Cuckoo Filter and Hyperloglog are two alternatives to the Bloom filter. They are both used for probabilistic set membership tests and have their own unique advantages and disadvantages compared to the Bloom Filter.

Let's start with the Cuckoo Filter. The naming is inspired by the cuckoo bird and its aggressive behavior in taking over other birds' nests. Just like the cuckoo bird, the Cuckoo Filter is known for its aggressive use of space and its ability to efficiently take over memory. This filter is designed to use less space compared to Bloom filters, but with a trade-off of a higher false positive rate.

Next, let's look at Hyperloglog.

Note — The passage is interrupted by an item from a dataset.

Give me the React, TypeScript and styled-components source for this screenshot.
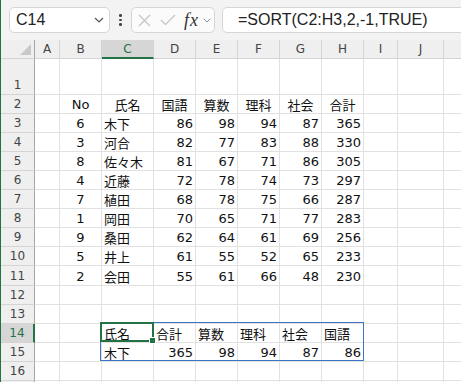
import styled, { createGlobalStyle } from 'styled-components';

const GlobalStyle = createGlobalStyle`
  html, body {
    margin: 0;
    padding: 0;
    background: #ffffff;
  }
  body {
    width: 461px;
    height: 382px;
    overflow: hidden;
  }
`;

const GREEN = '#217346';
const GRID = '#e1e1e1';
const HEAD_BG = '#efefef';
const HEAD_LINE = '#d4d4d4';
const HEAD_EDGE = '#a6a6a6';

// K only shows its left edge, so its letter stays out of view
const COLUMNS = ['A', 'B', 'C', 'D', 'E', 'F', 'G', 'H', 'I', 'J', 'K'];
const VISIBLE_LABELS = 10;
const COL_WIDTHS = [25, 42, 52, 42, 42, 42, 42, 42, 34, 46, 42];
const ROW_HEIGHTS = [36, 19, 19, 19, 19, 19, 19, 19, 19, 19, 20, 19, 19, 19, 19, 19];

type Align = 'left' | 'right' | 'center';
type CellData = { text: string; align: Align };

const scores: [number, string, number, number, number, number, number][] = [
  [6, '木下', 86, 98, 94, 87, 365],
  [3, '河合', 82, 77, 83, 88, 330],
  [8, '佐々木', 81, 67, 71, 86, 305],
  [4, '近藤', 72, 78, 74, 73, 297],
  [7, '植田', 68, 78, 75, 66, 287],
  [1, '岡田', 70, 65, 71, 77, 283],
  [9, '桑田', 62, 64, 61, 69, 256],
  [5, '井上', 61, 55, 52, 65, 233],
  [2, '会田', 55, 61, 66, 48, 230],
];

const tableHead = ['No', '氏名', '国語', '算数', '理科', '社会', '合計'];
const sortedHead = ['氏名', '合計', '算数', '理科', '社会', '国語'];
const sortedRow = ['木下', '365', '98', '94', '87', '86'];

// col index: 0 = A, 1 = B ...
const cellAt = (row: number, col: number): CellData | null => {
  if (row === 2 && col >= 1 && col <= 7) {
    return { text: tableHead[col - 1], align: 'center' };
  }
  if (row >= 3 && row <= 11 && col >= 1 && col <= 7) {
    const v = scores[row - 3][col - 1];
    if (col === 1) return { text: String(v), align: 'center' };
    if (col === 2) return { text: String(v), align: 'left' };
    return { text: String(v), align: 'right' };
  }
  if (row === 14 && col >= 2 && col <= 7) {
    return { text: sortedHead[col - 2], align: 'left' };
  }
  if (row === 15 && col >= 2 && col <= 7) {
    return { text: sortedRow[col - 2], align: col === 2 ? 'left' : 'right' };
  }
  return null;
};

const Window = styled.div`
  width: 461px;
  height: 382px;
  display: flex;
  flex-direction: column;
  border-left: 1px solid ${GREEN};
  box-sizing: border-box;
  overflow: hidden;
  background: #ffffff;
`;

const FormulaBar = styled.div`
  height: 40px;
  flex: none;
  display: flex;
  align-items: center;
  padding-left: 8px;
  background: #f3f3f3;
  overflow: hidden;
`;

const Box = styled.div`
  height: 26px;
  box-sizing: border-box;
  border: 1px solid #d6d6d6;
  border-radius: 5px;
  background: #ffffff;
  display: flex;
  align-items: center;
  flex: none;
`;

const NameBox = styled(Box)`
  width: 101px;
  padding: 0 5px 0 6px;
  justify-content: space-between;
`;

const NameText = styled.span`
  font-family: 'Liberation Sans', Arial, sans-serif;
  font-size: 16px;
  color: #222222;
`;

const Dots = styled.div`
  width: 21px;
  display: flex;
  flex-direction: column;
  align-items: center;
  gap: 2px;
  flex: none;
`;

const Dot = styled.span`
  width: 2.5px;
  height: 2.5px;
  border-radius: 50%;
  background: #444444;
`;

const EditBox = styled(Box)`
  width: 84px;
  padding-left: 6px;
  background: #fbfbfb;
`;

const IconSlot = styled.span<{ $gap: number }>`
  margin-left: ${(p) => p.$gap}px;
  display: flex;
  align-items: center;
  flex: none;
`;

const FxLabel = styled.span`
  font-family: 'Liberation Serif', 'Times New Roman', serif;
  font-style: italic;
  font-size: 18px;
  letter-spacing: 1px;
  color: #333333;
  line-height: 1;
`;

const FormulaBox = styled(Box)`
  width: 300px;
  margin-left: 7px;
  padding-left: 15px;
  border-top-right-radius: 0;
  border-bottom-right-radius: 0;
`;

const FormulaText = styled.span`
  font-family: 'Liberation Sans', Arial, sans-serif;
  font-size: 16px;
  color: #222222;
  white-space: nowrap;
`;

const Sheet = styled.div`
  flex: 1;
  display: grid;
  grid-template-columns: 34px ${COL_WIDTHS.map((w) => `${w}px`).join(' ')};
  grid-template-rows: 19px ${ROW_HEIGHTS.map((h) => `${h}px`).join(' ')} 1fr;
  font-family: 'DejaVu Sans', 'Noto Sans CJK JP', sans-serif;
  overflow: hidden;
`;

const Corner = styled.div`
  background: ${HEAD_BG};
  border-right: 1px solid ${HEAD_EDGE};
  border-bottom: 1px solid ${HEAD_LINE};
  box-sizing: border-box;
  display: flex;
  align-items: flex-end;
  justify-content: flex-end;
  padding: 0 3px 3px 0;
`;

const Header = styled.div<{ $active?: boolean }>`
  box-sizing: border-box;
  background: ${(p) => (p.$active ? '#d6d6d6' : HEAD_BG)};
  color: ${(p) => (p.$active ? GREEN : '#444444')};
  font-family: 'DejaVu Sans', sans-serif;
  font-size: 12px;
  display: flex;
  justify-content: center;
  white-space: nowrap;
`;

const ColHeader = styled(Header)`
  align-items: center;
  border-right: 1px solid ${HEAD_LINE};
  border-bottom: ${(p) => (p.$active ? `2px solid ${GREEN}` : `1px solid ${HEAD_LINE}`)};
`;

const RowHeader = styled(Header)`
  align-items: flex-end;
  padding-bottom: 2px;
  border-bottom: 1px solid ${HEAD_LINE};
  border-right: ${(p) => (p.$active ? `2px solid ${GREEN}` : `1px solid ${HEAD_EDGE}`)};
`;

const Cell = styled.div<{ $align?: Align; $anchor?: boolean }>`
  box-sizing: border-box;
  border-right: 1px solid ${GRID};
  border-bottom: 1px solid ${GRID};
  display: flex;
  align-items: center;
  justify-content: ${(p) =>
    p.$align === 'right' ? 'flex-end' : p.$align === 'center' ? 'center' : 'flex-start'};
  padding: 1px 2px 0;
  font-size: 13px;
  color: #111111;
  white-space: nowrap;
  position: ${(p) => (p.$anchor ? 'relative' : 'static')};
`;

const SpillRange = styled.div`
  position: absolute;
  left: -2px;
  top: -2px;
  width: 264px;
  height: 39px;
  box-sizing: border-box;
  border: 1px solid #3d74c6;
  z-index: 2;
  pointer-events: none;
`;

const Selection = styled.div`
  position: absolute;
  left: -2px;
  top: -2px;
  right: -1px;
  bottom: 0;
  border: 2px solid ${GREEN};
  z-index: 3;
  pointer-events: none;
`;

const FillHandle = styled.div`
  position: absolute;
  right: -4px;
  bottom: -4px;
  width: 5px;
  height: 5px;
  background: ${GREEN};
  border: 1px solid #ffffff;
`;

const Chevron = ({ size = 10, color = '#555555' }: { size?: number; color?: string }) => (
  <svg width={size} height={size * 0.6} viewBox="0 0 10 6">
    <polyline points="1,1 5,5 9,1" fill="none" stroke={color} strokeWidth="1.2" />
  </svg>
);

const RowGroup = ({ row, label }: { row: number; label: boolean }) => (
  <>
    <RowHeader $active={row === 14}>{label ? row : null}</RowHeader>
    {COLUMNS.map((c, ci) => {
      const data = cellAt(row, ci);
      const anchor = row === 14 && c === 'C';
      return (
        <Cell key={c} $align={data?.align} $anchor={anchor}>
          {data?.text}
          {anchor && (
            <>
              <SpillRange />
              <Selection>
                <FillHandle />
              </Selection>
            </>
          )}
        </Cell>
      );
    })}
  </>
);

const App = () => {
  // the 17th row only peeks in at the bottom edge, its number is out of view
  const rows = Array.from({ length: ROW_HEIGHTS.length + 1 }, (_, i) => i + 1);

  return (
    <Window>
      <GlobalStyle />
      <FormulaBar>
        <NameBox>
          <NameText>C14</NameText>
          <Chevron />
        </NameBox>
        <Dots>
          <Dot />
          <Dot />
          <Dot />
        </Dots>
        <EditBox>
          <IconSlot $gap={0}>
            <svg width="13" height="13" viewBox="0 0 13 13">
              <path d="M1 1 L12 12 M12 1 L1 12" stroke="#c4c4c4" strokeWidth="1.2" />
            </svg>
          </IconSlot>
          <IconSlot $gap={9}>
            <svg width="16" height="12" viewBox="0 0 16 12">
              <polyline points="1,6 5.5,10.5 15,1" fill="none" stroke="#c4c4c4" strokeWidth="1.2" />
            </svg>
          </IconSlot>
          <IconSlot $gap={8}>
            <FxLabel>fx</FxLabel>
          </IconSlot>
          <IconSlot $gap={4}>
            <Chevron size={8} color="#8a8a8a" />
          </IconSlot>
        </EditBox>
        <FormulaBox>
          <FormulaText>=SORT(C2:H3,2,-1,TRUE)</FormulaText>
        </FormulaBox>
      </FormulaBar>

      <Sheet>
        <Corner>
          <svg width="11" height="11" viewBox="0 0 11 11">
            <polygon points="11,0 11,11 0,11" fill="#c8c8c8" />
          </svg>
        </Corner>
        {COLUMNS.map((c, ci) => (
          <ColHeader key={c} $active={c === 'C'}>
            {ci < VISIBLE_LABELS ? c : null}
          </ColHeader>
        ))}

        {rows.map((r) => (
          <RowGroup key={r} row={r} label={r <= ROW_HEIGHTS.length} />
        ))}
      </Sheet>
    </Window>
  );
};

export default App;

The name Hyperloglog is derived from the fact that it uses logarithms and logarithmic scaling. Unlike the Bloom filter and Cuckoo filter, the Hyperloglog is not designed to test set membership but to estimate the cardinality of a set. This means it can be used to count the number of unique elements in a set. The HyperLogLog is designed to be highly accurate, even with extremely large data sets, but with a trade-off of increased memory usage compared to Bloom filters. For example, Presto, the distributed SQL query engine, uses HyperLogLog to get an approximate number of individual items.

Summary

In conclusion, Bloom filters are the unsung heroes of big data, offering a compact and efficient solution for checking membership in large datasets. Its clever design, which balances accuracy and speed, has made it a staple in various industries, from networking to distributed data systems. With the ability to improve system efficiency, it's no wonder why Bloom filters have become an essential tool for data engineers and computer science professionals alike.

But despite its strengths, the Bloom filter does have some limitations, such as the possibility of false positives and the inability to remove items from the set. However, these trade-offs are often outweighed by the benefits that the Bloom filter brings to the table.